ABC 26.03.09
LA batalla ideológica por la posesión de las palabras no es
nueva. Supongo, sin ninguna certeza, que se entabla de la forma en que hoy la
conocemos con la Revolución Francesa. Supongo, insisto, en que es entonces
cuando no sólo se inventan nuevos palabros y se asigna a ciertas palabras un
significado distinto al que portaban antes de la caída del viejo régimen. Desde
entonces siempre ha habido ofensivas ideológicas para dominar o secuestrar el
lenguaje y proscribir la semántica no deseada. Lo sabemos por George Orwell, lo
sabemos por Víctor Klemperer con su LTI (Lengua del Tercer Imperio) y lo
sabemos por toda la deriva grotesca de movimientos ideológicos surgidos del
sesentaiochismo, con vocación tan totalitaria como el comunismo, el nazismo y
el fascismo clásicos.
Uno de
los frentes de esta batalla se ha librado en el desprestigio por manipulación
de ciertos términos.
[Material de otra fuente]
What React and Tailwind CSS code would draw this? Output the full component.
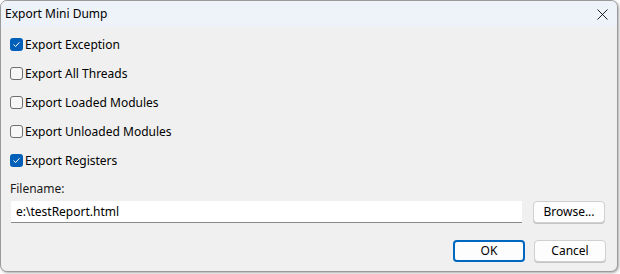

Entre ellos están por supuesto «elitismo» y
«discriminación», pero también «prejuicio». Podría casi decirse que con la
criminalización del contenido real de estos términos comienza una larga agonía
del vigor y rigor en la voluntad de formación de los individuos que acaba
desembocando ahora en una sociedad desvertebrada y hundida en la ciénaga de ese
sentimentalismo intolerante, hostil al pensamiento racional, cuyos máximos
representantes en España, o quizás en la tierra, podrían ser el presidente
Zapatero y su ministra Aído. Personalmente creo que no hay nada mejor contra el
totalitarismo que el elitismo, la discriminación y el prejuicio. El elitismo es
la vocación de ser que debiera inculcarse a todos los seres humanos desde que
comienzan a hablar y entender. Los niños debieran saber desde muy pequeños que
todos somos iguales en derechos, pero que precisamente por eso todos tenemos el
derecho a perseguir nuestras metas y objetivos más allá de los de otros.
La
discriminación les parece terrible a nuestros gobernantes y por desgracia a la
inmensa mayoría de los educadores, todos amamantados por esas ideas
igualitaristas que tanto les gustan a quienes quieren gobernar a masas
aborregadas y no a individuos con conciencia de ciudadanos libres. Pero la
discriminación ¡ay! lo es todo porque es la libertad que tenemos los individuos
a elegir entre las opciones que nos da la vida en cada minuto, desde la
compañía a la lectura, desde los placeres a los gobernantes. Discriminar es
imprescindible en la elección de los mejores en clase para que no se vean
sometidos a la represión que les obligaría a ser igual que los peores. Enseñar
a discriminar bien es la base de toda educación. Y es también el fundamento de
toda democracia madura y sana porque así se sabrá elegir con criterio y sin
dejarse engañar o embaucar por farsantes peores que uno mismo. Y ahí es donde
interviene el prejuicio que procede de las conclusiones extraídas por el
individuo de su formación, es decir, de las discriminaciones hechas por uno
mismo o transmitidas por sus mayores. La lucha a favor del elitismo, de la
discriminación y del prejuicio es por eso en realidad la lucha por el criterio,
por la libertad del individuo. Por eso precisamente los combaten.